On May 13, 1981, the same KGB organized, with help from Bulgaria, an attempt to kill Pope John Paul II, who had started a crusade against Communism. Mehmet Ali Aqca, who shot the pope, admitted that he had been recruited by the Bulgarians, and he identified his liaison officers in Italy: Sergey Antonov, deputy chief of the Balkanair office in Rome, who was arrested; and major Zhelvu Vasilief, from the military attaché office, who could not be arrested because of his diplomatic status and was recalled to Sofia. Aqca also admitted that, after the assassination, he was to be secretly taken out of Italy in a TIR truck (in the Soviet bloc the TIR trucks were used by the intelligence services for operational activities). In May 1991 the Italian government reopened its investigation into the assassination attempt, and on March 2, 2006, it concluded that the Kremlin had indeed been behind it.

On Christmas Day of 1989, Ceausescu was executed at the end of a trial in which the accusations came almost word for word out of Red Horizons. I recently learned from Nestor Ratesh, a former director of RFE’s Romanian program, who has spent two years researching Securitate archives, that he has obtained enough evidence to prove that both Noel Bernard and Vlad Georgescu were killed by the Securitate at Ceausescu’s order. The result of his research will be the subject of a book to be published by RFE.

Strong Arms and Stability

When the Soviet Union collapsed, the Russians had a unique chance to cast off their old Byzantine form of police state, which has for centuries isolated the country and has left it ill-equipped to deal with the complexities of modern society. Unfortunately, the Russian have not been up to that task. Since the fall of Communism they have been faced with an indigenous form of capitalism run by old Communist bureaucrats, speculators, and ruthless mafiosi that has widened social inequities. Therefore, after a period of upheaval, the Russians have gradually — and perhaps thankfully — slipped back into their historical form of government, the traditional Russian samoderzhaviye, a form of autocracy traceable to the 14th century’s Ivan the Terrible, in which a feudal lord ruled the country with the help of his personal political police. Good or bad, the old political police may appear to most Russians as their only defense against the rapacity of the new capitalists at home.
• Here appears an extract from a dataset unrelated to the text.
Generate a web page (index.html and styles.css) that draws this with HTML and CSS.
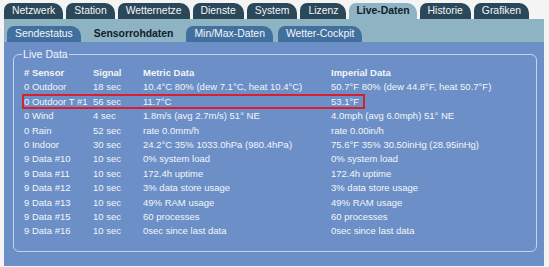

It will not be easy to break a five-century-old tradition. That does not mean that Russia cannot change. But for that to happen, the U.S. must help. We should stop pretending that Russia’s government is democratic, and assess it for what it really is: a band of over 6,000 former officers of the KGB — one of the most criminal organizations in history — who grabbed the most important positions in the federal and local governments, and who are perpetuating Stalin’s, Khrushchev’s, and Brezhnev’s practice of secretly assassinating people who stand in their way. Killing always comes with a price, and the Kremlin should be forced to pay it until it will stop the killings.

Lt. General Ion Mihai Pacepa is the highest-ranking intelligence officer ever to have defected from the former Soviet bloc. His book Red Horizons has been republished in 27 countries.